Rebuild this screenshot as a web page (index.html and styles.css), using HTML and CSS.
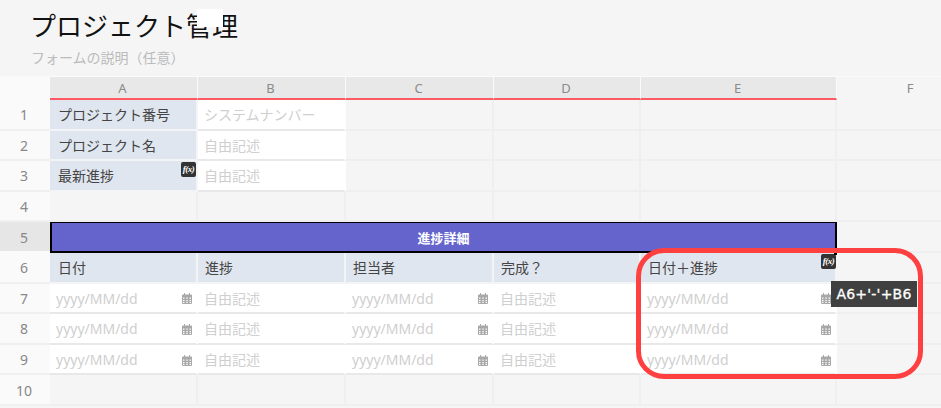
FILE: index.html
```html
<!DOCTYPE html>
<html lang="ja">
<head>
<meta charset="utf-8">
<title>プロジェクト管理</title>
<link rel="stylesheet" href="styles.css">
</head>
<body>
<svg class="defs" width="0" height="0" aria-hidden="true">
  <symbol id="cal" viewBox="0 0 10 11">
    <path fill="#a8a8a8" fill-rule="evenodd" d="M2 0h1v1.500h4V0h1v1.500h1a1 1 0 0 1 1 1V10a1 1 0 0 1-1 1H1a1 1 0 0 1-1-1V2.500a1 1 0 0 1 1-1h1zM1 4.500v1.300h1.500V4.500zM4.300 4.500v1.300h1.400V4.500zM7.500 4.500v1.300H9V4.500zM1 6.900v1.300h1.500V6.900zM4.300 6.900v1.300h1.400V6.900zM7.500 6.900v1.300H9V6.900zM1 9v1h1.500V9zM4.300 9v1h1.400V9zM7.500 9v1H9V9z"/>
  </symbol>
</svg>
<header class="form-head">
  <h1 class="form-title">プロジェクト管理</h1>
  <p class="form-desc">フォームの説明（任意）</p>
  <span class="title-patch"></span>
</header>
<main class="sheet">
  <div class="corner"></div>
  <div class="col">A</div><div class="col">B</div><div class="col">C</div><div class="col">D</div><div class="col">E</div><div class="col col-plain">F</div>

  <div class="num">1</div>
  <div class="cell label">プロジェクト番号</div><div class="cell input">システムナンバー</div><div class="cell"></div><div class="cell"></div><div class="cell"></div><div class="cell"></div>

  <div class="num">2</div>
  <div class="cell label">プロジェクト名</div><div class="cell input">自由記述</div><div class="cell"></div><div class="cell"></div><div class="cell"></div><div class="cell"></div>

  <div class="num">3</div>
  <div class="cell label">最新進捗<span class="fx">f(x)</span></div><div class="cell input">自由記述</div><div class="cell"></div><div class="cell"></div><div class="cell"></div><div class="cell"></div>

  <div class="num">4</div>
  <div class="cell"></div><div class="cell"></div><div class="cell"></div><div class="cell"></div><div class="cell"></div><div class="cell"></div>

  <div class="num num-active">5</div>
  <div class="banner">進捗詳細</div><div class="cell"></div>

  <div class="num">6</div>
  <div class="cell label">日付</div><div class="cell label">進捗</div><div class="cell label">担当者</div><div class="cell label">完成？</div><div class="cell label">日付＋進捗<span class="fx fx-e">f(x)</span><span class="handle"></span></div><div class="cell"></div>

  <div class="num">7</div>
  <div class="cell input date">yyyy/MM/dd<svg class="cal"><use href="#cal"/></svg></div><div class="cell input">自由記述</div><div class="cell input date">yyyy/MM/dd<svg class="cal"><use href="#cal"/></svg></div><div class="cell input">自由記述</div><div class="cell input date">yyyy/MM/dd<svg class="cal"><use href="#cal"/></svg></div><div class="cell"></div>

  <div class="num">8</div>
  <div class="cell input date">yyyy/MM/dd<svg class="cal"><use href="#cal"/></svg></div><div class="cell input">自由記述</div><div class="cell input date">yyyy/MM/dd<svg class="cal"><use href="#cal"/></svg></div><div class="cell input">自由記述</div><div class="cell input date">yyyy/MM/dd<svg class="cal"><use href="#cal"/></svg></div><div class="cell"></div>

  <div class="num">9</div>
  <div class="cell input date">yyyy/MM/dd<svg class="cal"><use href="#cal"/></svg></div><div class="cell input">自由記述</div><div class="cell input date">yyyy/MM/dd<svg class="cal"><use href="#cal"/></svg></div><div class="cell input">自由記述</div><div class="cell input date">yyyy/MM/dd<svg class="cal"><use href="#cal"/></svg></div><div class="cell"></div>

  <div class="num">10</div>
  <div class="cell"></div><div class="cell"></div><div class="cell"></div><div class="cell"></div><div class="cell"></div><div class="cell"></div>

  <div class="tooltip">A6+'-'+B6</div>
  <div class="callout"></div>
</main>
</body>
</html>
```
FILE: styles.css
```css
* { box-sizing: border-box; }
html, body { margin: 0; height: 100%; }
body {
  width: 941px;
  height: 408px;
  overflow: hidden;
  background: #f5f5f5;
  font-family: "Noto Sans", "Noto Sans CJK JP", sans-serif;
}
.defs { position: absolute; }

.form-head {
  position: relative;
  height: 77px;
  padding: 8px 0 0 31px;
  border-bottom: 1px solid #fafafa;
}
.form-title {
  margin: 0 0 0 -1px;
  font-size: 26px;
  font-weight: 400;
  line-height: 36px;
  color: #111;
}
.form-desc {
  margin: 5px 0 0;
  font-size: 14px;
  line-height: 18px;
  color: #bbb;
}
.title-patch {
  position: absolute;
  left: 197px;
  top: 9px;
  width: 26px;
  height: 18px;
  background: #fff;
}

.sheet {
  position: relative;
  display: grid;
  grid-template-columns: 50px 148px 148px 148px 147px 196px 148px;
  grid-template-rows: 23px repeat(10, 30.6px);
  font-size: 14px;
  line-height: 20px;
}
.corner { background: #fafafa; }
.col {
  display: flex;
  align-items: center;
  justify-content: center;
  height: 23px;
  padding-right: 2px;
  background: #e8e8e8;
  border-right: 1px solid #fafafa;
  border-bottom: 2px solid #ff5a64;
  font-size: 13px;
  color: #8a8a8a;
}
.col-plain {
  background: #f5f5f5;
  border: 0;
  padding-bottom: 2px;
}
.num {
  display: flex;
  align-items: center;
  justify-content: center;
  padding: 2px 2px 0 0;
  background: #fafafa;
  border-bottom: 2px solid #f0f0f0;
  font-size: 14px;
  color: #888;
}
.num-active { background: #e6e6e6; border-bottom-color: #fafafa; }
.cell {
  position: relative;
  display: flex;
  align-items: center;
  padding-top: 2px;
  border-right: 2px solid #efefef;
  border-bottom: 2px solid #efefef;
  background: #f5f5f5;
}
.label {
  padding-left: 7px;
  background: #e0e6ef;
  border-color: #f3f4f6;
  color: #444;
}
.num + .label { padding-left: 8px; }
.input {
  padding-left: 6px;
  background: #fff;
  border-right-color: #fff;
  border-bottom-color: #e8e8e8;
  color: #cfcfcf;
}
.date {
  justify-content: space-between;
  padding-right: 4px;
}
.cal { width: 10px; height: 11px; flex: none; }
.banner {
  grid-column: 2 / 7;
  display: flex;
  align-items: center;
  justify-content: center;
  margin: -1px 0 0;
  padding-top: 1px;
  background: #6464cc;
  border: 2px solid #000;
  font-size: 13px;
  font-weight: 700;
  color: #fff;
}
.fx {
  position: absolute;
  right: 0;
  top: 1px;
  width: 15px;
  height: 15px;
  border-radius: 2px;
  background: #333;
  color: #fff;
  font-family: "Liberation Serif", serif;
  font-size: 9px;
  font-weight: 700;
  font-style: italic;
  line-height: 15px;
  letter-spacing: -0.5px;
  text-align: center;
}
.fx-e { right: -1px; top: 1px; }
.handle {
  position: absolute;
  right: -4px;
  top: 0;
  width: 5px;
  height: 2px;
  background: #000;
}
.tooltip {
  position: absolute;
  left: 831px;
  top: 204px;
  width: 86px;
  height: 26px;
  background: #404040;
  color: #fff;
  font-family: "DejaVu Sans", sans-serif;
  font-size: 14px;
  letter-spacing: 0.2px;
  -webkit-text-stroke: 0.3px #fff;
  line-height: 26px;
  text-align: center;
}
.callout {
  position: absolute;
  left: 636px;
  top: 171px;
  width: 287px;
  height: 131px;
  border: 5px solid #ff4040;
  border-radius: 28px;
}
```
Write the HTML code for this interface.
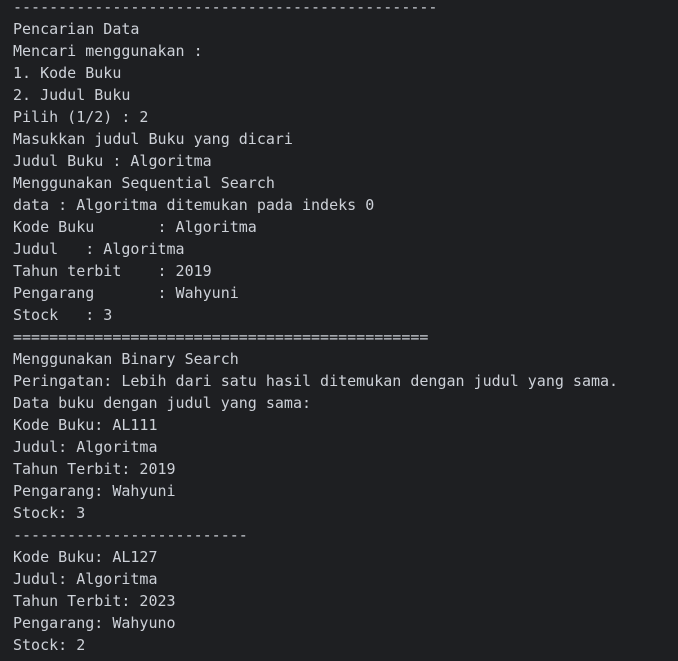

• Exercise objective
Tell how many lines above contain the word "index". Give the number alone.

• Full solution
2